Your task is to output the listing word for word, with pictures excluded.

— start —

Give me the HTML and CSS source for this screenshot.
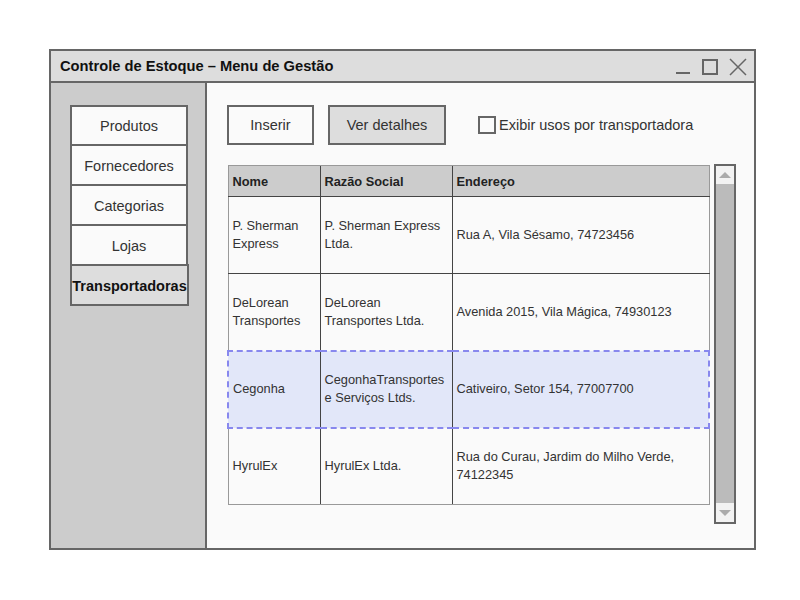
FILE: index.html
```html
<!DOCTYPE html>
<html>
<head>
<meta charset="utf-8">
<link rel="stylesheet" href="styles.css">
</head>
<body>
<div class="window">
  <div class="titlebar">
    <span class="title">Controle de Estoque – Menu de Gestão</span>
    <div class="controls">
      <svg width="16" height="16" viewBox="0 0 16 16"><line x1="1" y1="14" x2="15" y2="14" stroke="#666" stroke-width="2"/></svg>
      <svg width="16" height="16" viewBox="0 0 16 16"><rect x="1" y="1" width="14" height="14" fill="none" stroke="#666" stroke-width="2"/></svg>
      <svg width="18" height="18" viewBox="0 0 18 18"><path d="M1 1 L17 17 M17 1 L1 17" stroke="#666" stroke-width="1.5" fill="none"/></svg>
    </div>
  </div>
  <div class="body">
    <nav class="sidebar">
      <div class="navbtn">Produtos</div>
      <div class="navbtn">Fornecedores</div>
      <div class="navbtn">Categorias</div>
      <div class="navbtn">Lojas</div>
      <div class="navbtn active">Transportadoras</div>
    </nav>
    <main class="main">
      <div class="toolbar">
        <div class="btn btn-insert">Inserir</div>
        <div class="btn btn-details">Ver detalhes</div>
        <label class="check"><span class="box"></span>Exibir usos por transportadora</label>
      </div>
      <div class="grid-area">
        <table class="grid">
          <colgroup><col class="c1"><col class="c2"><col class="c3"></colgroup>
          <thead>
            <tr><th>Nome</th><th>Razão Social</th><th>Endereço</th></tr>
          </thead>
          <tbody>
            <tr><td>P. Sherman<br>Express</td><td>P. Sherman Express<br>Ltda.</td><td>Rua A, Vila Sésamo, 74723456</td></tr>
            <tr><td>DeLorean<br>Transportes</td><td>DeLorean<br>Transportes Ltda.</td><td>Avenida 2015, Vila Mágica, 74930123</td></tr>
            <tr class="selected"><td>Cegonha</td><td>CegonhaTransportes<br>e Serviços Ltds.</td><td>Cativeiro, Setor 154, 77007700</td></tr>
            <tr><td>HyrulEx</td><td>HyrulEx Ltda.</td><td>Rua do Curau, Jardim do Milho Verde,<br>74122345</td></tr>
          </tbody>
        </table>
        <div class="scrollbar">
          <div class="sb-end"><span class="tri-up"></span></div>
          <div class="sb-track"></div>
          <div class="sb-end"><span class="tri-down"></span></div>
        </div>
      </div>
    </main>
  </div>
</div>
</body>
</html>
```

FILE: styles.css
```css
* { box-sizing: border-box; }
html, body { margin: 0; padding: 0; background: #ffffff; }
body {
  font-family: "Liberation Sans", Arial, sans-serif;
  color: #222;
}
.window {
  margin: 49px 0 0 49px;
  width: 707px;
  height: 501px;
  border: 2px solid #666;
  display: flex;
  flex-direction: column;
  background: #fafafa;
}
.titlebar {
  height: 32px;
  background: #dddddd;
  border-bottom: 2px solid #666;
  display: flex;
  align-items: center;
  justify-content: space-between;
  padding: 0 7px 0 9px;
}
.title {
  font-weight: bold;
  font-size: 14.7px;
  color: #111;
}
.controls {
  display: flex;
  align-items: center;
  gap: 11px;
  padding-top: 2px;
}
.body {
  flex: 1;
  display: flex;
}
.sidebar {
  width: 156px;
  background: #cccccc;
  border-right: 2px solid #666;
  padding: 22px 0 0 19px;
}
.navbtn {
  width: 118px;
  height: 42px;
  margin-top: -2px;
  padding-top: 1px;
  border: 2px solid #666;
  background: #fafafa;
  display: flex;
  align-items: center;
  justify-content: center;
  font-size: 14.5px;
  color: #333;
}
.navbtn:first-child { margin-top: 0; height: 41px; }
.navbtn.active {
  background: #dddddd;
  font-weight: bold;
  color: #111;
  width: 119px;
}
.main {
  flex: 1;
  padding: 22px 0 0 20px;
}
.toolbar {
  display: flex;
  align-items: center;
  height: 40px;
}
.btn {
  height: 40px;
  border: 2px solid #666;
  display: flex;
  align-items: center;
  justify-content: center;
  font-size: 14.5px;
  color: #333;
}
.btn-insert { width: 87px; background: #fafafa; }
.btn-details { width: 118px; margin-left: 14px; background: #dddddd; }
.check {
  display: flex;
  align-items: center;
  margin-left: 32px;
  font-size: 14.5px;
  color: #333;
}
.box {
  width: 18px;
  height: 18px;
  border: 2px solid #666;
  background: #fafafa;
  margin-right: 3px;
}
.grid-area {
  display: flex;
  align-items: flex-start;
  margin-top: 19px;
}
.grid {
  border-collapse: collapse;
  table-layout: fixed;
  width: 481px;
  margin-top: 1px;
  font-size: 12.8px;
  color: #333;
  border: 1px solid #999;
}
.c1 { width: 92px; }
.c2 { width: 132px; }
.c3 { width: 257px; }
.grid th {
  background: #cccccc;
  font-weight: bold;
  text-align: left;
  height: 31px;
  padding: 0 4px;
  color: #222;
  border-left: 1px solid #444;
  border-bottom: 1px solid #444;
  border-top: 1px solid #999;
}
.grid th:first-child { border-left: 1px solid #999; }
.grid td {
  height: 77px;
  padding: 0 4px;
  line-height: 18px;
  vertical-align: middle;
  border-left: 1px solid #444;
  border-bottom: 1px solid #444;
}
.grid td:first-child { border-left: 1px solid #999; }
.grid tbody tr:last-child td { border-bottom: 1px solid #999; }
.grid tr.selected td {
  background: #e2e7f9;
  border-top: 2px dashed #8888ee;
  border-bottom: 2px dashed #8888ee;
}
.grid tr.selected td:first-child { border-left: 2px dashed #8888ee; }
.grid tr.selected td:last-child { border-right: 2px dashed #8888ee; }
.scrollbar {
  width: 22px;
  height: 360px;
  margin-left: 4px;
  border: 2px solid #666;
  display: flex;
  flex-direction: column;
  background: #bbbbbb;
}
.sb-end {
  height: 18px;
  background: #f2f2f2;
  display: flex;
  align-items: center;
  justify-content: center;
}
.sb-end:last-child { height: 19px; }
.sb-track { flex: 1; background: #bbbbbb; }
.tri-up {
  width: 0; height: 0;
  border-left: 6px solid transparent;
  border-right: 6px solid transparent;
  border-bottom: 6px solid #aaaaaa;
}
.tri-down {
  width: 0; height: 0;
  border-left: 6px solid transparent;
  border-right: 6px solid transparent;
  border-top: 6px solid #aaaaaa;
}
```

— end —

→ WRITTEN REPLY:
Give me the HTML and CSS source for this screenshot.
FILE: index.html
```html
<!DOCTYPE html>
<html>
<head>
<meta charset="utf-8">
<link rel="stylesheet" href="styles.css">
</head>
<body>
<div class="window">
  <div class="titlebar">
    <span class="title">Controle de Estoque – Menu de Gestão</span>
    <div class="controls">
      <svg width="16" height="16" viewBox="0 0 16 16"><line x1="1" y1="14" x2="15" y2="14" stroke="#666" stroke-width="2"/></svg>
      <svg width="16" height="16" viewBox="0 0 16 16"><rect x="1" y="1" width="14" height="14" fill="none" stroke="#666" stroke-width="2"/></svg>
      <svg width="18" height="18" viewBox="0 0 18 18"><path d="M1 1 L17 17 M17 1 L1 17" stroke="#666" stroke-width="1.5" fill="none"/></svg>
    </div>
  </div>
  <div class="body">
    <nav class="sidebar">
      <div class="navbtn">Produtos</div>
      <div class="navbtn">Fornecedores</div>
      <div class="navbtn">Categorias</div>
      <div class="navbtn">Lojas</div>
      <div class="navbtn active">Transportadoras</div>
    </nav>
    <main class="main">
      <div class="toolbar">
        <div class="btn btn-insert">Inserir</div>
        <div class="btn btn-details">Ver detalhes</div>
        <label class="check"><span class="box"></span>Exibir usos por transportadora</label>
      </div>
      <div class="grid-area">
        <table class="grid">
          <colgroup><col class="c1"><col class="c2"><col class="c3"></colgroup>
          <thead>
            <tr><th>Nome</th><th>Razão Social</th><th>Endereço</th></tr>
          </thead>
          <tbody>
            <tr><td>P. Sherman<br>Express</td><td>P. Sherman Express<br>Ltda.</td><td>Rua A, Vila Sésamo, 74723456</td></tr>
            <tr><td>DeLorean<br>Transportes</td><td>DeLorean<br>Transportes Ltda.</td><td>Avenida 2015, Vila Mágica, 74930123</td></tr>
            <tr class="selected"><td>Cegonha</td><td>CegonhaTransportes<br>e Serviços Ltds.</td><td>Cativeiro, Setor 154, 77007700</td></tr>
            <tr><td>HyrulEx</td><td>HyrulEx Ltda.</td><td>Rua do Curau, Jardim do Milho Verde,<br>74122345</td></tr>
          </tbody>
        </table>
        <div class="scrollbar">
          <div class="sb-end"><span class="tri-up"></span></div>
          <div class="sb-track"></div>
          <div class="sb-end"><span class="tri-down"></span></div>
        </div>
      </div>
    </main>
  </div>
</div>
</body>
</html>
```

FILE: styles.css
```css
* { box-sizing: border-box; }
html, body { margin: 0; padding: 0; background: #ffffff; }
body {
  font-family: "Liberation Sans", Arial, sans-serif;
  color: #222;
}
.window {
  margin: 49px 0 0 49px;
  width: 707px;
  height: 501px;
  border: 2px solid #666;
  display: flex;
  flex-direction: column;
  background: #fafafa;
}
.titlebar {
  height: 32px;
  background: #dddddd;
  border-bottom: 2px solid #666;
  display: flex;
  align-items: center;
  justify-content: space-between;
  padding: 0 7px 0 9px;
}
.title {
  font-weight: bold;
  font-size: 14.7px;
  color: #111;
}
.controls {
  display: flex;
  align-items: center;
  gap: 11px;
  padding-top: 2px;
}
.body {
  flex: 1;
  display: flex;
}
.sidebar {
  width: 156px;
  background: #cccccc;
  border-right: 2px solid #666;
  padding: 22px 0 0 19px;
}
.navbtn {
  width: 118px;
  height: 42px;
  margin-top: -2px;
  padding-top: 1px;
  border: 2px solid #666;
  background: #fafafa;
  display: flex;
  align-items: center;
  justify-content: center;
  font-size: 14.5px;
  color: #333;
}
.navbtn:first-child { margin-top: 0; height: 41px; }
.navbtn.active {
  background: #dddddd;
  font-weight: bold;
  color: #111;
  width: 119px;
}
.main {
  flex: 1;
  padding: 22px 0 0 20px;
}
.toolbar {
  display: flex;
  align-items: center;
  height: 40px;
}
.btn {
  height: 40px;
  border: 2px solid #666;
  display: flex;
  align-items: center;
  justify-content: center;
  font-size: 14.5px;
  color: #333;
}
.btn-insert { width: 87px; background: #fafafa; }
.btn-details { width: 118px; margin-left: 14px; background: #dddddd; }
.check {
  display: flex;
  align-items: center;
  margin-left: 32px;
  font-size: 14.5px;
  color: #333;
}
.box {
  width: 18px;
  height: 18px;
  border: 2px solid #666;
  background: #fafafa;
  margin-right: 3px;
}
.grid-area {
  display: flex;
  align-items: flex-start;
  margin-top: 19px;
}
.grid {
  border-collapse: collapse;
  table-layout: fixed;
  width: 481px;
  margin-top: 1px;
  font-size: 12.8px;
  color: #333;
  border: 1px solid #999;
}
.c1 { width: 92px; }
.c2 { width: 132px; }
.c3 { width: 257px; }
.grid th {
  background: #cccccc;
  font-weight: bold;
  text-align: left;
  height: 31px;
  padding: 0 4px;
  color: #222;
  border-left: 1px solid #444;
  border-bottom: 1px solid #444;
  border-top: 1px solid #999;
}
.grid th:first-child { border-left: 1px solid #999; }
.grid td {
  height: 77px;
  padding: 0 4px;
  line-height: 18px;
  vertical-align: middle;
  border-left: 1px solid #444;
  border-bottom: 1px solid #444;
}
.grid td:first-child { border-left: 1px solid #999; }
.grid tbody tr:last-child td { border-bottom: 1px solid #999; }
.grid tr.selected td {
  background: #e2e7f9;
  border-top: 2px dashed #8888ee;
  border-bottom: 2px dashed #8888ee;
}
.grid tr.selected td:first-child { border-left: 2px dashed #8888ee; }
.grid tr.selected td:last-child { border-right: 2px dashed #8888ee; }
.scrollbar {
  width: 22px;
  height: 360px;
  margin-left: 4px;
  border: 2px solid #666;
  display: flex;
  flex-direction: column;
  background: #bbbbbb;
}
.sb-end {
  height: 18px;
  background: #f2f2f2;
  display: flex;
  align-items: center;
  justify-content: center;
}
.sb-end:last-child { height: 19px; }
.sb-track { flex: 1; background: #bbbbbb; }
.tri-up {
  width: 0; height: 0;
  border-left: 6px solid transparent;
  border-right: 6px solid transparent;
  border-bottom: 6px solid #aaaaaa;
}
.tri-down {
  width: 0; height: 0;
  border-left: 6px solid transparent;
  border-right: 6px solid transparent;
  border-top: 6px solid #aaaaaa;
}
```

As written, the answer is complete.